Tuesday, May 13, 2008 3:11 PM by sameeralibhai

# re: Please don't go (work for MS or Google)

I agree.. I was surprised when I read Joel's post. It seemed to be a marketing stunt to get more people to work for him (or to keep them working for him) and it seemed to go against what he said in the past.  Keep in mind, his analogy of "architectural astronauts" is very true... Indeed after reading about it, I am seeing them all over the place!

Wednesday, May 14, 2008 2:10 PM by Neo Woz

# re: Please don't go (work for MS or Google)

"Support open standards and open-source. That's the future. And leave that crap of a company you work for."

*Snort* I can't think of a company more involved in standards than "that crap of a company he works for"

Oh right.. to be true open source means you have put the anti-microsoft blinders on. got 'ya.

"Unit Testings, .NETs. ASPNETS, "agile" development. Drop them all. Get serious."

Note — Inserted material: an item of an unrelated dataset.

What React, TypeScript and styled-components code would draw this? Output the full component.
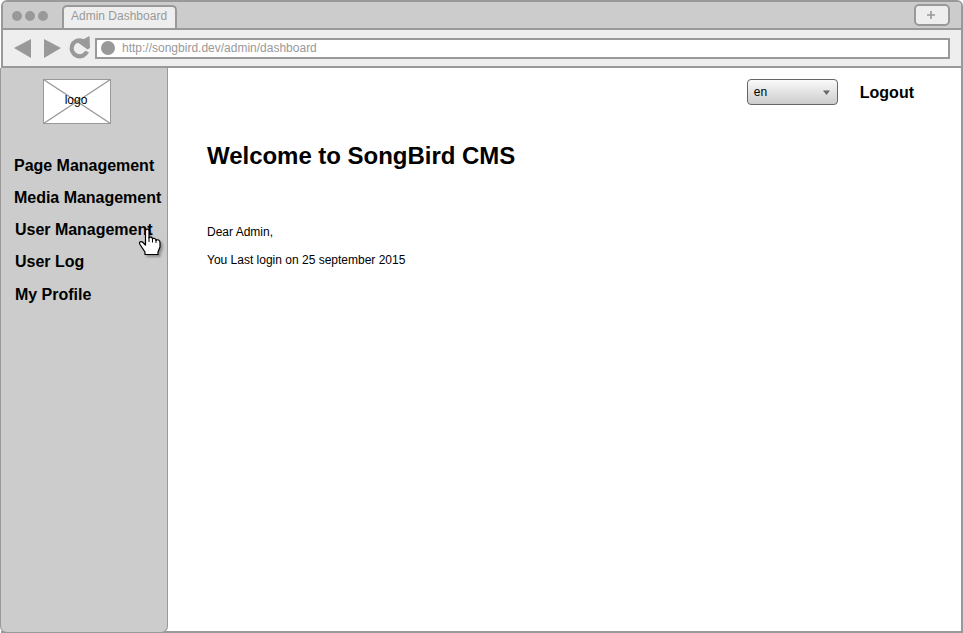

*Snort* Hmm.. lets see, apparently serious doesn't involve 1) Open source projects (jUnit/nUnit/xUnit/etc and other open source unit test frameworks) used by both fortune-500 and small orgs alike. 2) Standards-based development platforms(ECMA-335 CLI) that are implemented by 3rd parties (Novell with Mono, Others) 3) Who knew asp.net had xHtml/html conformance? 4) Methodology being implemented by fortune-500 and mum-and-pop development orgs alike..

Hmm.. Funny definition of serious..

Friday, May 30, 2008 10:28 AM by berkej

# re: Please don't go (work for MS or Google)

Thank you Roy I like your response a lot. There is nothing wrong with thinking big. I have been known to be an Astronaut Architecht, and yes I have designed and built complete and utter bombs; however, that is how we progress.

Out of one of the bombs in particular came a tiny piece of understanding and design around a complex problem, which was used to build the next version of a key service for a company I worked for.

There is nothing wrong with getting something wrong. There is something wrong with not learning from it.